Source:
Colombia ReportsBreaking the silence on Colombia's disappeared
Thursday, 09 December 2010 11:10 Scott Kobewka
The number of "disappeared" in Colombia may be far higher than the official figure of 51,000, according to a report from the Latin America Working Group Education Fund (LAWG) and the U.S. Office on Colombia.
Victims of disappearances include human rights defenders, trade unionists, Afro-Colombians, indigenous people, young men and girls in rural conflict zones, members of the LGBT (lesbian, gay, bisexual, transsexual) community, homeless people, and other groups identified as "undesirables," according to the report.
The report blames the phenomenon on various groups, saying that "Colombia’s armed forces and police and all illegal armed groups have been responsible for disappearances." It points out that as paramilitary activity increased in the 1990s, so did disappearances attributed to the paramilitaries.

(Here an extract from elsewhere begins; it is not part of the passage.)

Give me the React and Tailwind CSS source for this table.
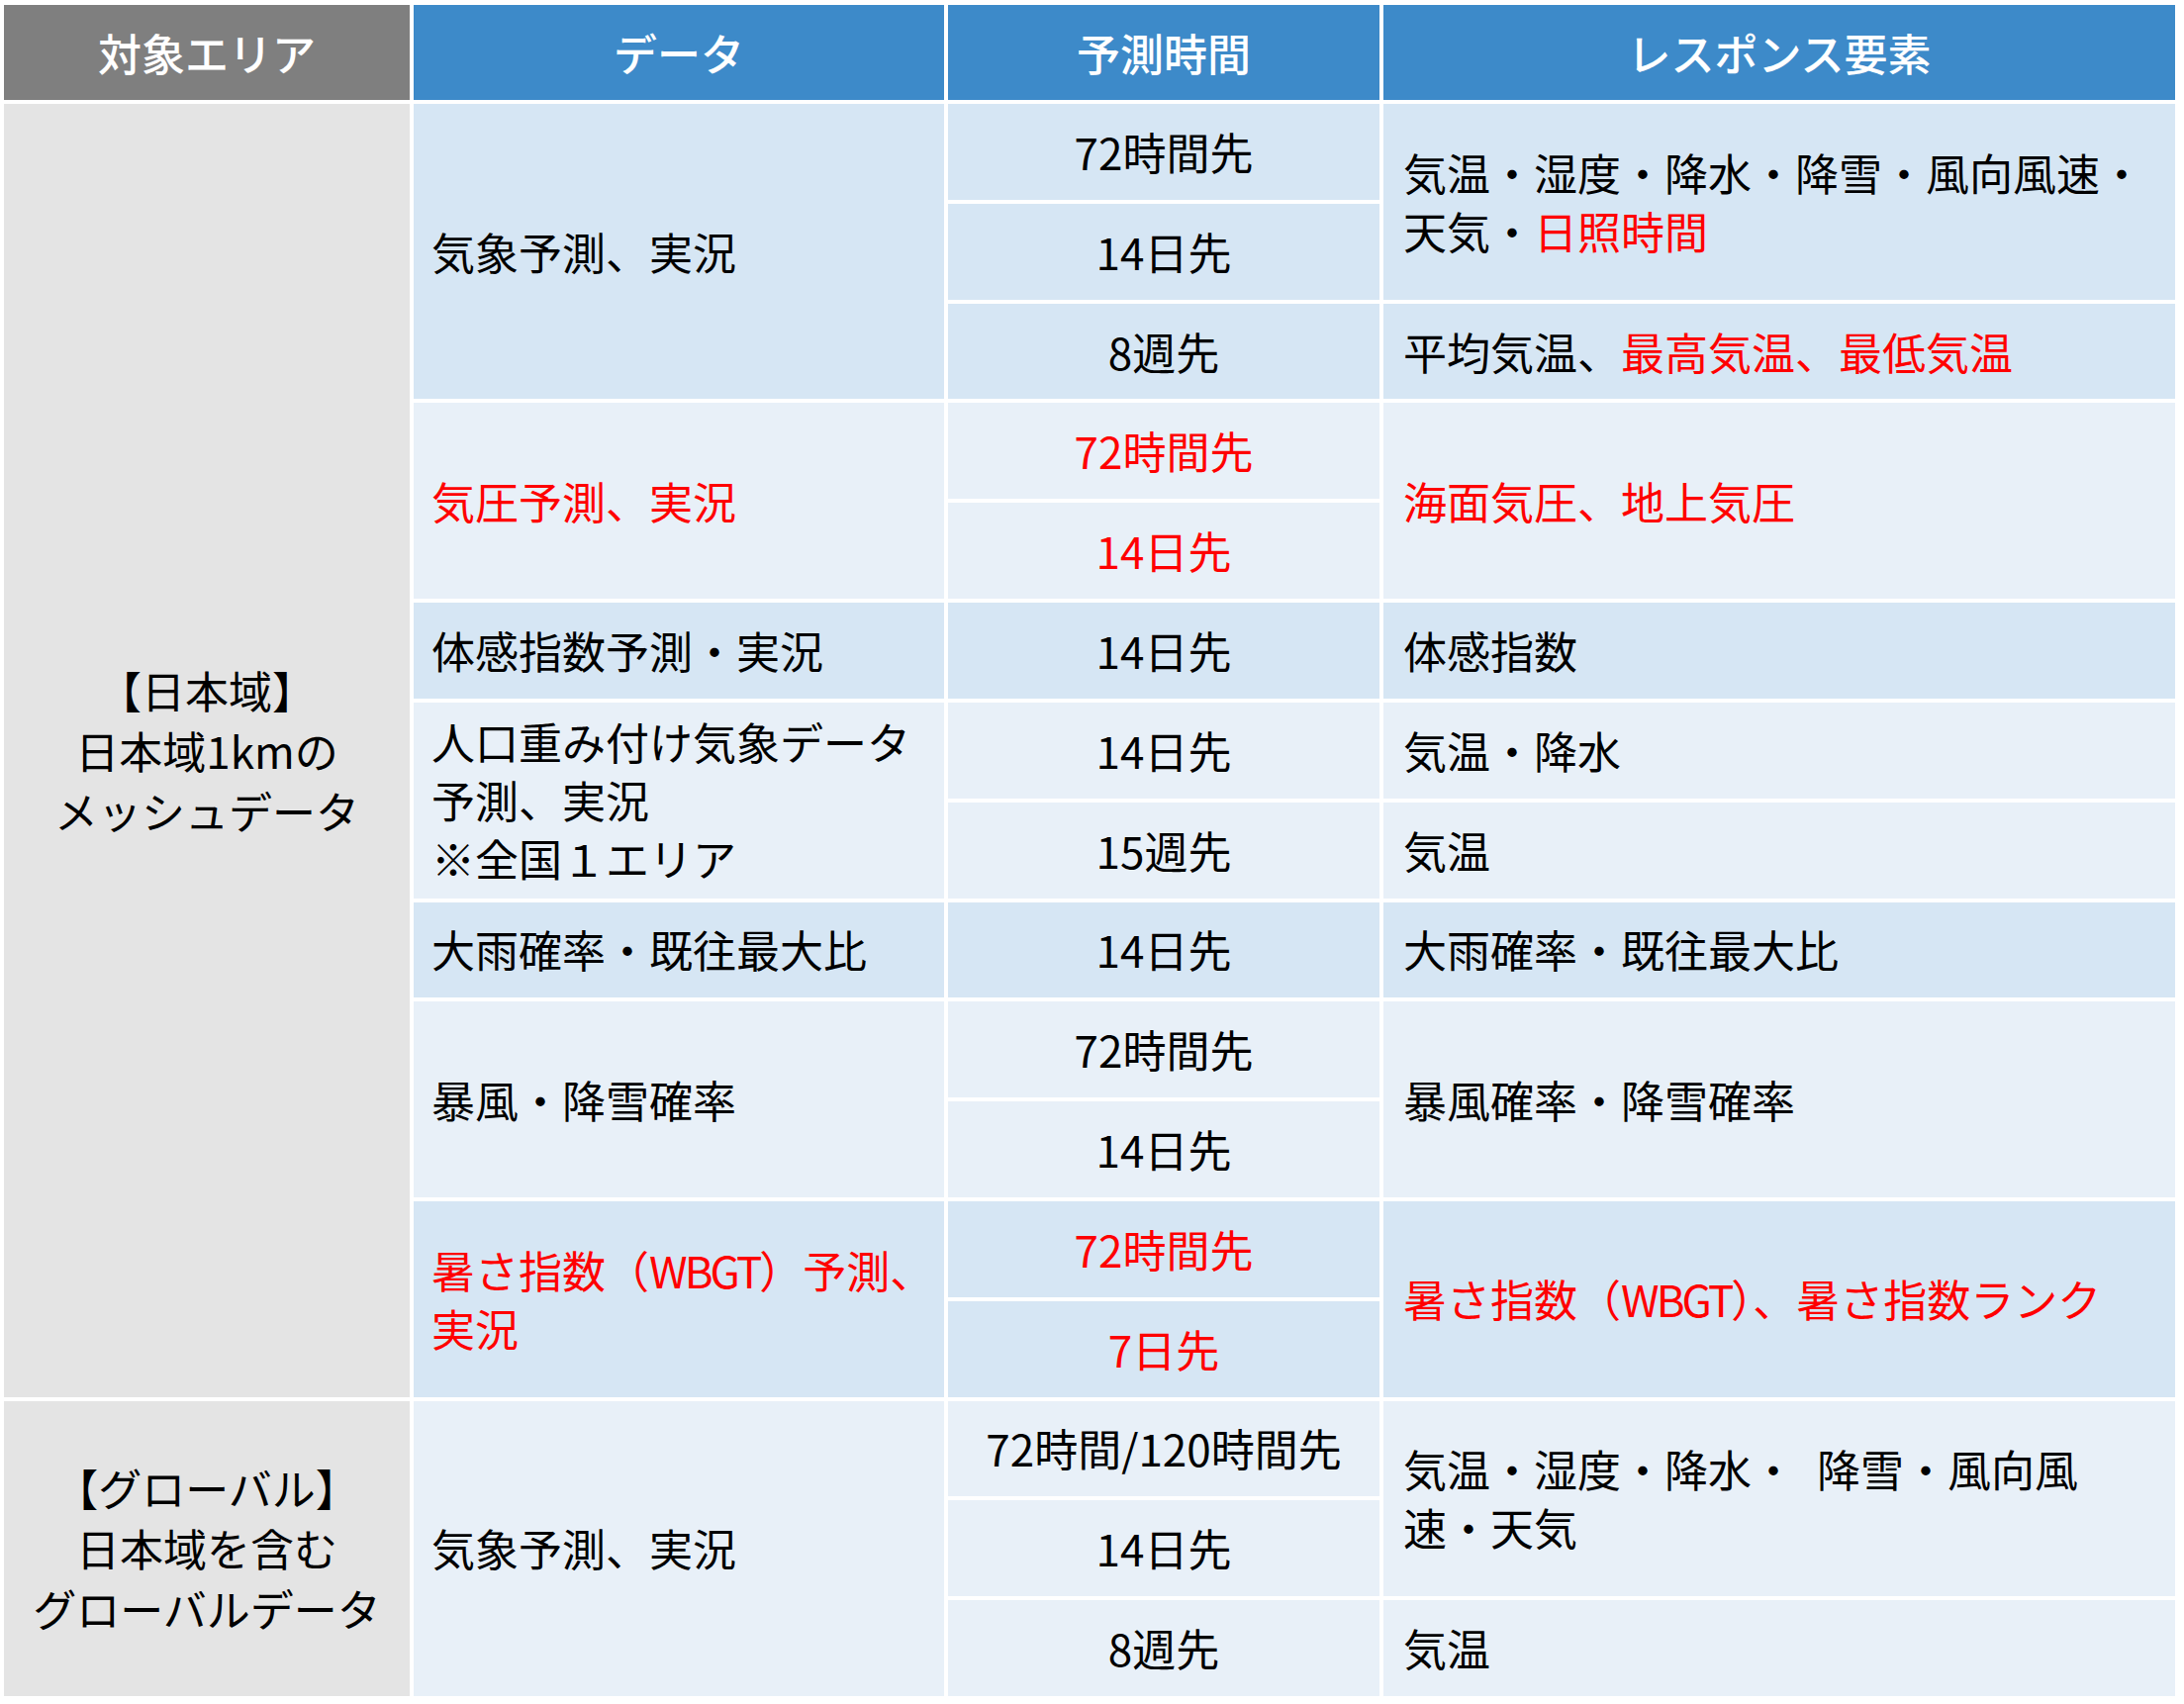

LAWG cites the "false positives" scandal as a cause of many disappearances in the past decade. The United Nation’s Special Rapporteur on Extrajudicial Executions, Philip Alston, found that soldiers had committed these killings “in a pattern that was repeated around the country." In a false positive killing a military, or in some cases guerrilla, "recruiter" lured the victim to a remote location where they were then killed by the military and reported as a combat death. "Within the military," says Alston, "success was associated with 'kill counts' of guerrillas." By 2010 there were more than 3,000 cases registered in Colombian courts against the military in relation to false positives.